Where Is the Steering Box Located?

The steering gear box is mounted to the front frame rail on the same side as the steering wheel. The steering column runs through the firewall, then a steering shaft connects the steering column to the steering box. In some applications the steering column/shaft bolts directly to the steering box’s input. A pitman arm is connected to the steering box, and on the other end connected to the vehicle’s steering linkage going to each side. On the opposite side of the steering box and pitman arm, giving the steering linkage on that side its stability and strength, is an idler arm that is attached to the chassis or front subframe. In most steering systems using a steering box, there’s a center link connected to each side’s inner and outer tie rods, which are connected to each side’s spindle. All these components make up a steering system.

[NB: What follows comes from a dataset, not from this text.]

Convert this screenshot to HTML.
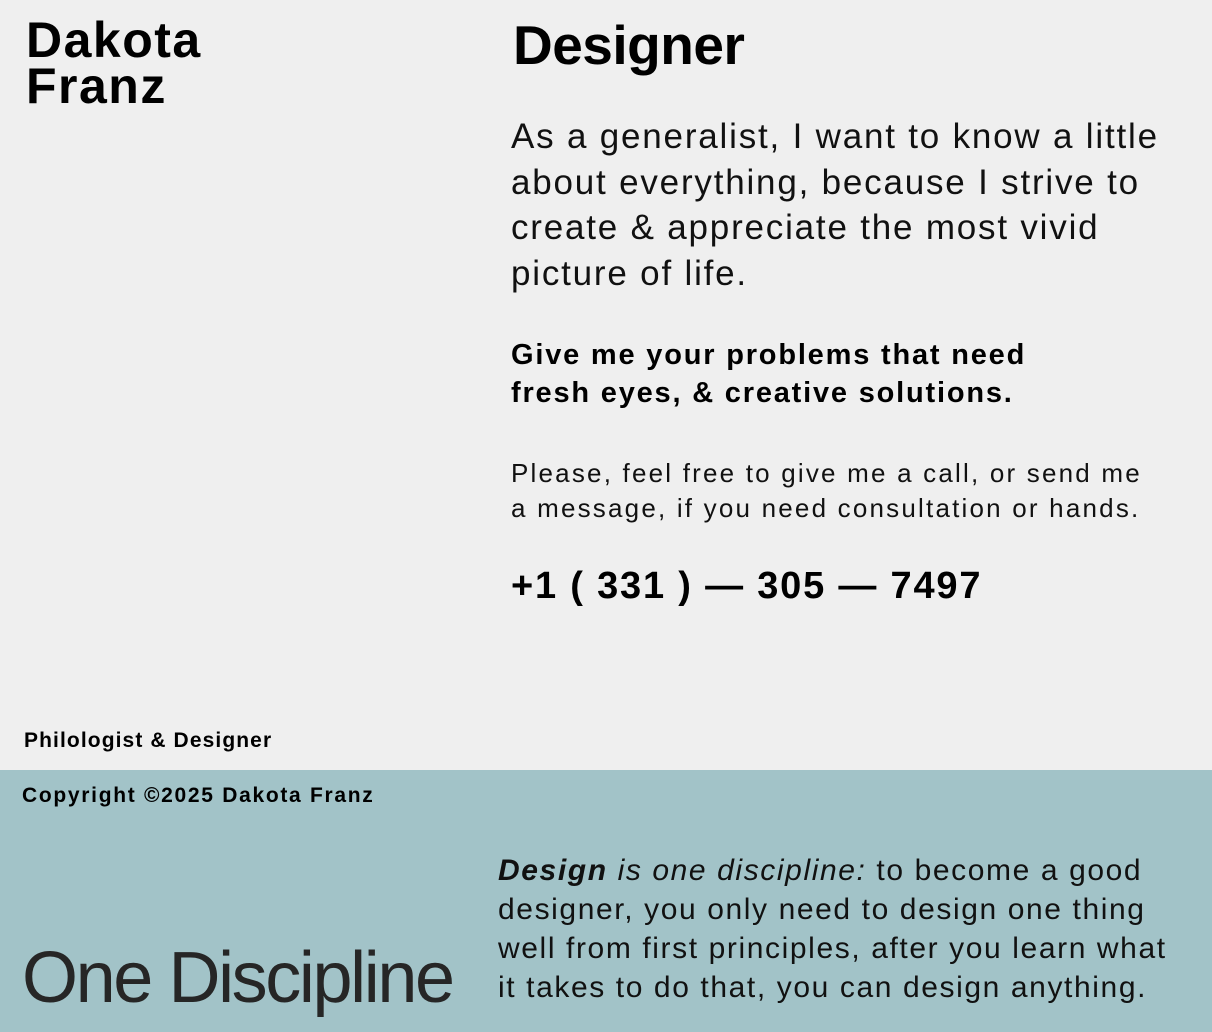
<!DOCTYPE html>
<html><head><meta charset="utf-8"><style>
*{margin:0;padding:0;box-sizing:border-box}
body{width:1212px;height:1032px;background:#efefef;font-family:"Liberation Sans",Arial,sans-serif;color:#000;position:relative;overflow:hidden}
.a{position:absolute;white-space:nowrap}
#foot{position:absolute;left:0;top:770px;width:1212px;height:262px;background:#a2c3c8}
</style></head><body>
<div class="a" style="left:26px;top:17px;font-size:50px;font-weight:bold;line-height:46px;letter-spacing:1.5px">Dakota<br>Franz</div>
<div class="a" style="left:513px;top:13px;font-size:55px;font-weight:bold;line-height:64px;letter-spacing:-0.5px">Designer</div>
<div class="a" style="left:511px;top:114px;font-size:35px;line-height:45.5px;font-weight:300;color:#111;letter-spacing:1.8px">As a generalist, I want to know a little<br>about everything, because I strive to<br>create &amp; appreciate the most vivid<br>picture of life.</div>
<div class="a" style="left:511px;top:336px;font-size:29px;line-height:38px;font-weight:bold;letter-spacing:1.8px">Give me your problems that need<br>fresh eyes, &amp; creative solutions.</div>
<div class="a" style="left:511px;top:456px;font-size:26px;line-height:35px;color:#111;letter-spacing:2.2px">Please, feel free to give me a call, or send me<br>a message, if you need consultation or hands.</div>
<div class="a" style="left:511px;top:563px;font-size:38px;line-height:46px;font-weight:bold;letter-spacing:1.8px">+1 ( 331 ) — 305 — 7497</div>
<div class="a" style="left:24px;top:728px;font-size:21px;line-height:26px;font-weight:bold;letter-spacing:1.1px">Philologist &amp; Designer</div>
<div id="foot"></div>
<div class="a" style="left:22px;top:783px;font-size:21px;line-height:26px;font-weight:bold;letter-spacing:1.7px">Copyright ©2025 Dakota Franz</div>
<div class="a" style="left:22px;top:936px;font-size:72px;line-height:84px;color:#262626;letter-spacing:-2.4px">One Discipline</div>
<div class="a" style="left:498px;top:851px;font-size:30px;line-height:39px;color:#111;letter-spacing:1.6px"><b><i>Design</i></b> <i>is one discipline:</i> to become a good<br>designer, you only need to design one thing<br>well from first principles, after you learn what<br>it takes to do that, you can design anything.</div>
</body></html>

Can You Rebuild a Steering Box?

Yes, a steering box can be rebuilt, but the cost of rebuilding could equal or exceed purchasing a new one. With steering gear box parts and labor, if not rebuilding it yourself, a complete steering gear box replacement might be the less expensive option. However, with date-coded or “numbers-matching” concerns, we can understand how rebuilding a steering box might be the preferred route, but from a cost standpoint, it might not make sense. On the low side, a steering box can go for around $200, but most are $500-$1,000, with racing steering box applications going for close to $2,000.

What happens is over time a steering box’s worm gear and other components become worn out, or loose, and constant corrections must be made to keep the vehicle going straight. Worn or loose steering box components can also cause vague feedback, as well. If other steering components, like the inner and outer tie rods, pitman arm, and idler arm, are in order, the steering box itself could be the culprit. Another cause of steering box failure is fluid leaks. Much like an engine, proper lubrication is always necessary, and running a steering box dry will most certainly shorten its lifespan. 

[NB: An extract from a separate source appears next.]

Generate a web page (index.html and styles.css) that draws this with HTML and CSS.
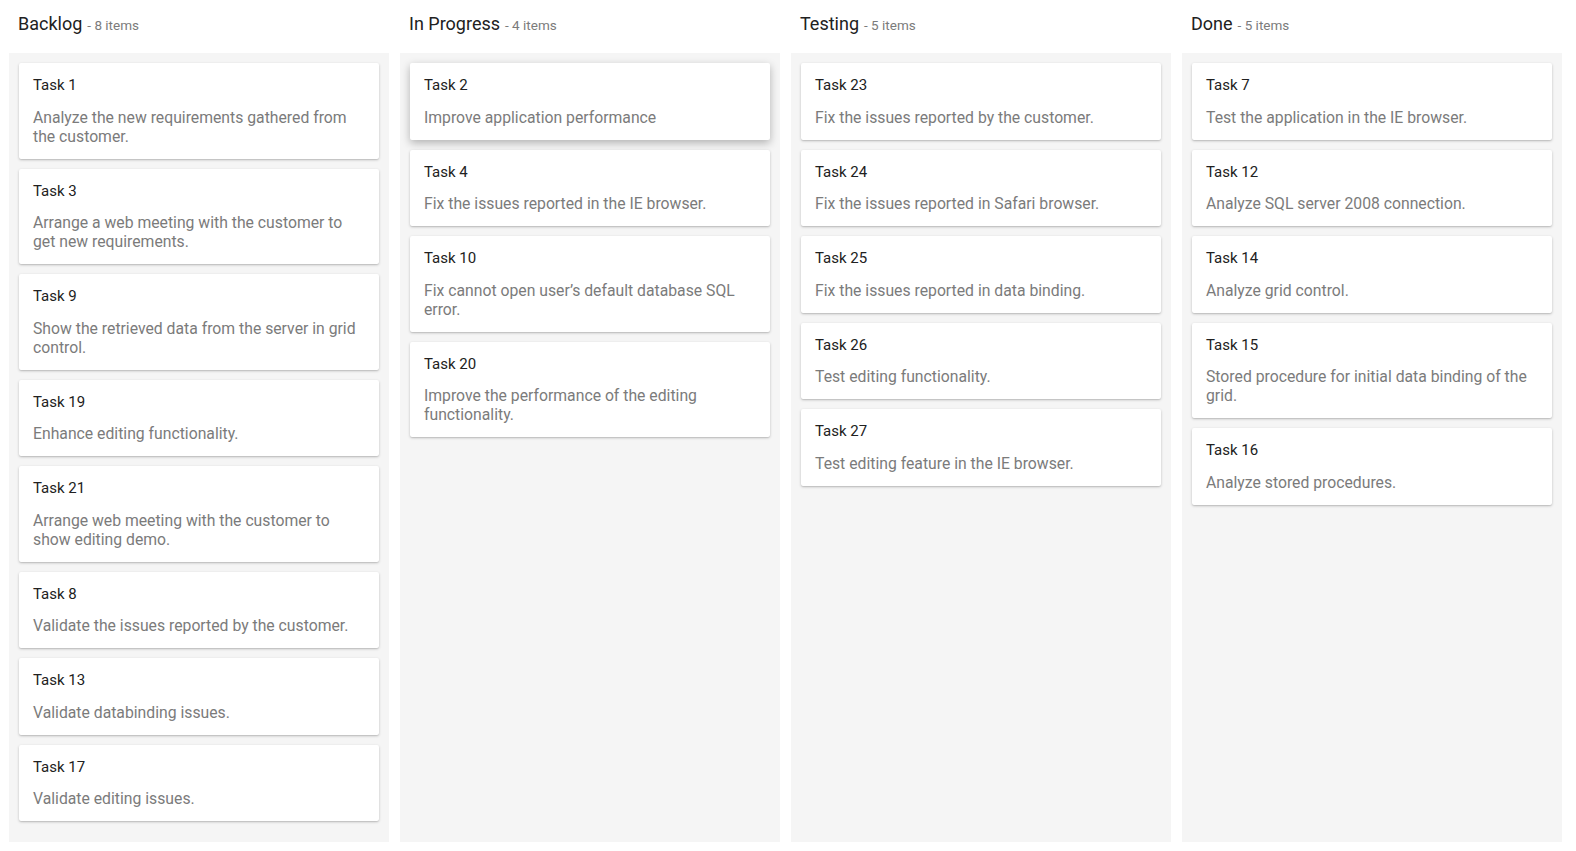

What Are the Different Types of Steering Gear Boxes?

Regardless of if we’re talking about a power steering gear box or a manual steering box, a steering gear box assembly uses either a worm and sector, a worm and roller, or a recirculating system using ball bearings. Each arrangement uses steering wheel input to turn the pitman arm, accordingly. A power steering gear box enjoys the power assist from the power steering pump, whereas a manual steering box is all driver muscle, but they both use the same mechanical arrangement within the steering box.

A worm and sector arrangement works like a ring and pinion setup within a drive axle. The worm shaft inside the steering box is connected to the steering shaft, and the sector gear is attached the pitman arm shaft. When the steering wheel is turned, the worm shaft and sector gear turn the pitman arm shaft to turn the front wheels. A worm and roller is like a worm and sector arrangement, but its operation is smoother since it uses a roller gear for the pitman arm shaft. A recirculating ball system is also like a worm and sector system in that it also uses a sector shaft that attaches to the pitman arm. However, a recirculating ball system works by circulating ball bearings in and out to move the sector shaft.

How Do You Adjust a Steering Gear Box?

Most steering boxes feature an adjustment set screw and lock nut arrangement to allow for adjustment. You can adjust preload and/or adjust the steering box to provide tighter operation using the set screw and lock nut. Tightening or giving the steering box too much preload can cause premature damage to both a power steering gear box and a manual steering box, however. One thing to remember is if your vehicle’s steering wheel doesn’t return to center after turning the wheel in either direction, you have tightened the adjustment too much or given it too much preload. Overtightening or too much preload can reduce the life of a steering box’s bearings and seals.